Veronica, who was able to get a prescription for HRT during the pandemic, said she feels sorry for women who have suffered the symptoms and been unable to access HRT.
"Now everybody is now having access to this medication of course the price is going up... but I just wonder what these poor women did who didn't even know it was an option for them," Veronica told BBC Radio Wales.
She said, if needed, she would have used the black market to acquire HRT, but said she was fortunate to have a menopause clinic at her local GP surgery.
Children who need HRT
Issues are not confined to women of a certain age, as clinical psychologist Julie Alderson said: "I'm worried for myself, my friends and also younger people who may need it for getting through puberty."
The 54-year-old from Monmouth works with children, and said HRT helps younger girls and women through a number of problems - such as ovarian insufficiency, where their periods do not start.
Other issues include menopause starting early when a woman's ovaries stop producing oestrogen.
Geeta Kumar, a consultant gynaecologist and menopause specialist at Wrexham Maelor Hospital, said the shortage seems to be largely due to manufacturing and supply issues, made worse by the pandemic.
"More women are coming forward to seek advice on their symptoms and that's down to all the education and awareness," Dr Kumar added.
"For me it's disappointing to see that women are once again faced with such barriers to accessing basic healthcare."
The Women's Equality Network Wales has called for menopause specialists to be available in every GP surgery, as women are not being treated fairly.

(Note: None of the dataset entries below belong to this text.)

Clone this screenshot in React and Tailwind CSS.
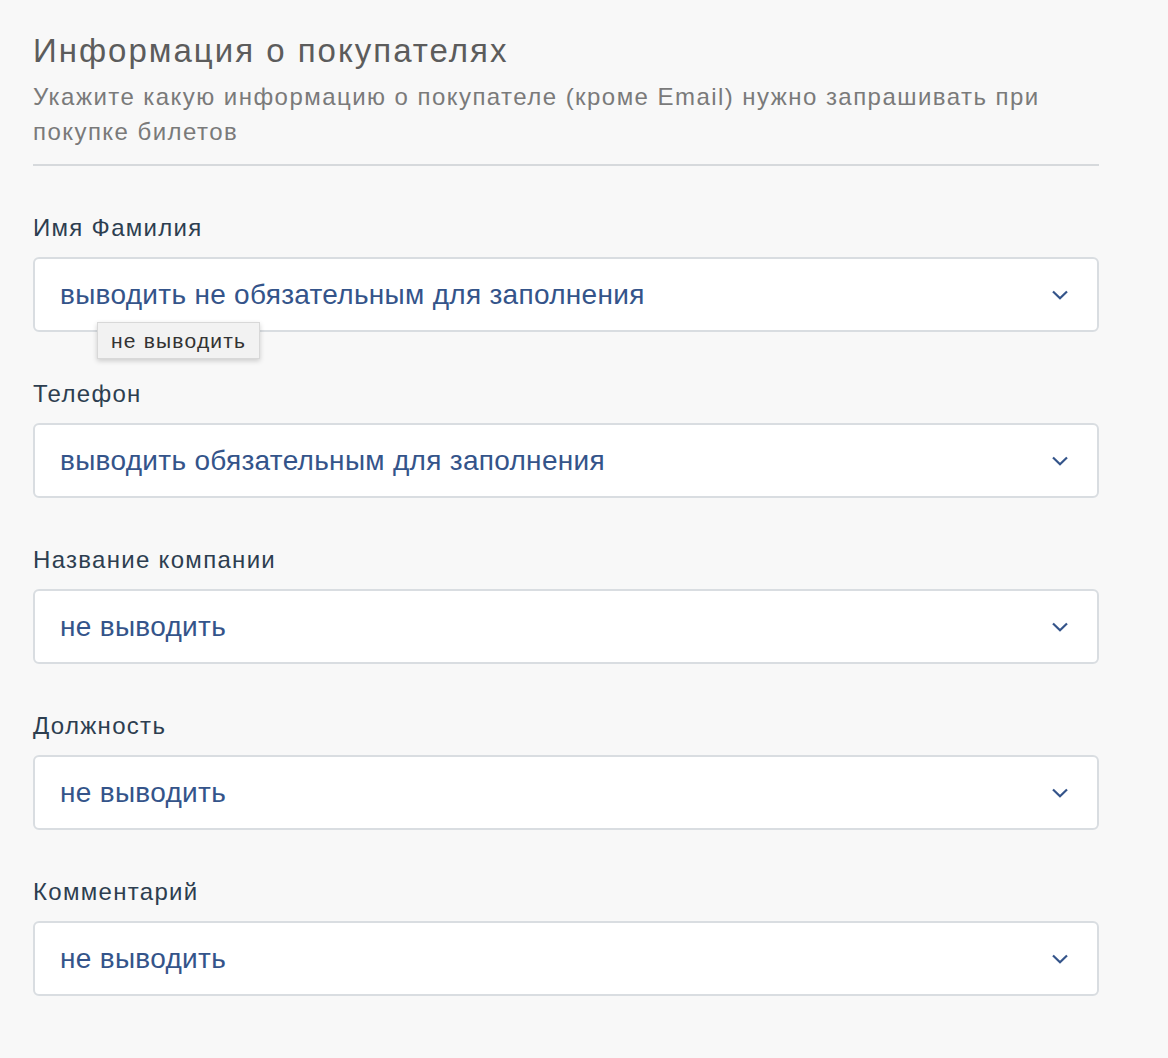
import { useState } from 'react'

const fields = [
    { label: 'Имя Фамилия', value: 'выводить не обязательным для заполнения', tip: true },
    { label: 'Телефон', value: 'выводить обязательным для заполнения' },
    { label: 'Название компании', value: 'не выводить' },
    { label: 'Должность', value: 'не выводить' },
    { label: 'Комментарий', value: 'не выводить' },
]

function Chevron() {
    return (
        <svg width="16" height="10" viewBox="0 0 16 10" fill="none">
            <path d="M1 1.5 L8 8.3 L15 1.5" stroke="#34548a" strokeWidth="2.2" />
        </svg>
    )
}

function SelectField({ label, value, tip }) {
    const [val] = useState(value)
    return (
        <div className="relative mt-[47px] first:mt-[49px]">
            <div className="text-[24px] leading-[30px] tracking-[1.3px] text-[#2d3e50] mb-[14px]">{label}</div>
            <div className="h-[75px] flex items-center justify-between border-2 border-[#d9dde1] rounded-[6px] bg-white pl-[25px] pr-[29px]">
                <span className="text-[28px] tracking-[0.3px] text-[#34548a]">{val}</span>
                <Chevron />
            </div>
            {tip && (
                <div className="absolute left-[64px] top-[109px] h-[37px] px-[13px] flex items-center bg-[#f2f2f2] border border-[#d8d8d8] shadow-[0_2px_5px_rgba(0,0,0,0.18)] text-[21px] text-[#333] tracking-[1.2px]">
                    не выводить
                </div>
            )}
        </div>
    )
}

export default function App() {
    return (
        <div className="min-h-[1058px] bg-[#f8f8f8] pt-[31px] pl-[33px] pb-10" style={{ fontFamily: '"Liberation Sans", Arial, sans-serif' }}>
            <div className="w-[1066px]">
                <h1 className="text-[33px] leading-[40px] tracking-[2px] text-[#5c5c5c]">Информация о покупателях</h1>
                <p className="mt-2 text-[24px] leading-[35px] tracking-[1.45px] text-[#7a7a7a]">
                    Укажите какую информацию о покупателе (кроме Email) нужно запрашивать при покупке билетов
                </p>
                <div className="mt-[15px] h-[2px] bg-[#d6d9dc]" />
                {fields.map((f) => (
                    <SelectField key={f.label} {...f} />
                ))}
            </div>
        </div>
    )
}
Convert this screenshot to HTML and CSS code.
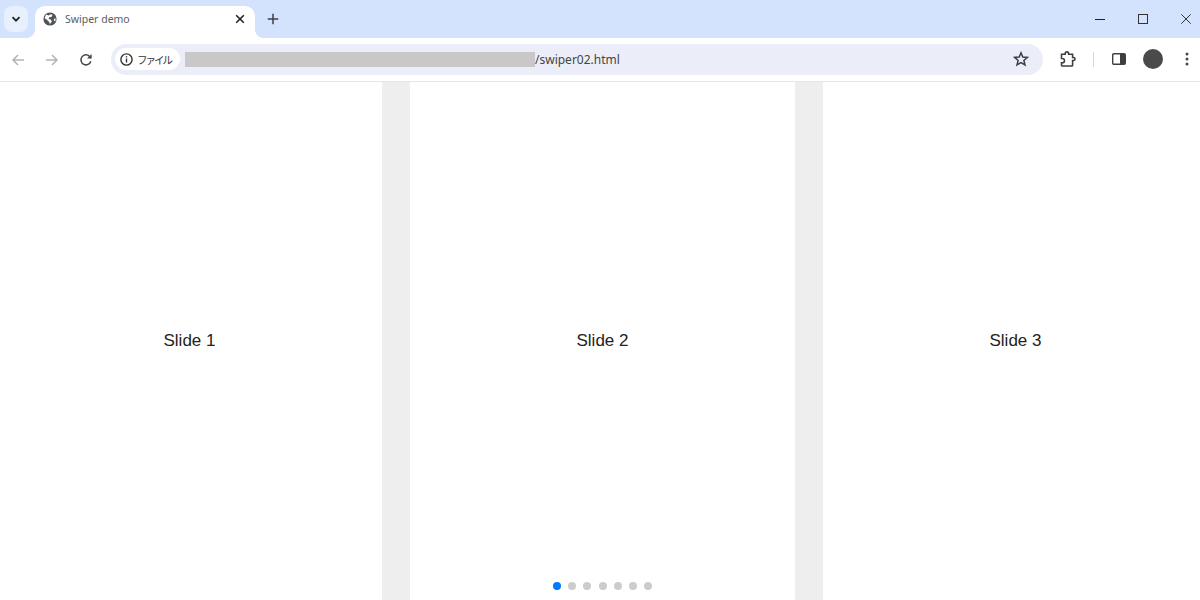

Supplies of some hormone replacement therapy (HRT) products have been impacted on by increased demand in the UK, leaving some women driving miles in search of their prescription.
"We have examples of women going to different pharmacies, asking friends have they got any, there's even some evidence of women trawling the internet and black market which obviously we don't want," said Julie Richards, trustee of FTWW.
"This is an example of how specific women's health issues are treated, they're not equitable, they're not seen as important."
The British Menopause Society reports that deliveries by a manufacturer of one oestrogen gel have nearly doubled so far this year, yet still have not been able to match the "continuing extraordinary demand".
"The Welsh government has long committed to being a 'feminist government'. We call on them to be our advocates now, and to do all it can to ensure that HRT is readily accessible to all of those who need it and in the form which best suits the individual," Ms Richards said.
Community pharmacists in Wales have backed calls for a change in the law to allow them to make small changes to a GP's prescription, meaning where shortages exist women do not need to return to their GP and an alternative can be given instead.
Products such as Oestrogel replace the oestrogen which starts to decline in perimenopause - a transitional phase before the menopause.
The gel is rubbed on the arms, shoulders or inner thighs to reduce the risk of osteoporosis, or relieve symptoms like hot flushes.
A Welsh government spokesperson said: "We are concerned some women are experiencing difficulty in obtaining HRT. In Wales, the number of prescriptions for HRT has increased by more than 40% in the last five years, regrettably manufacturers have not kept pace with increasing demand.
"The UK government has responsibility for maintaining supply of medicines to the UK and the Secretary of State has committed to improve supplies of HRT.
"Women's experience of menopause may be different and we want the same high standards of care to apply to everyone. We are developing a menopause care pathway for use by all health boards."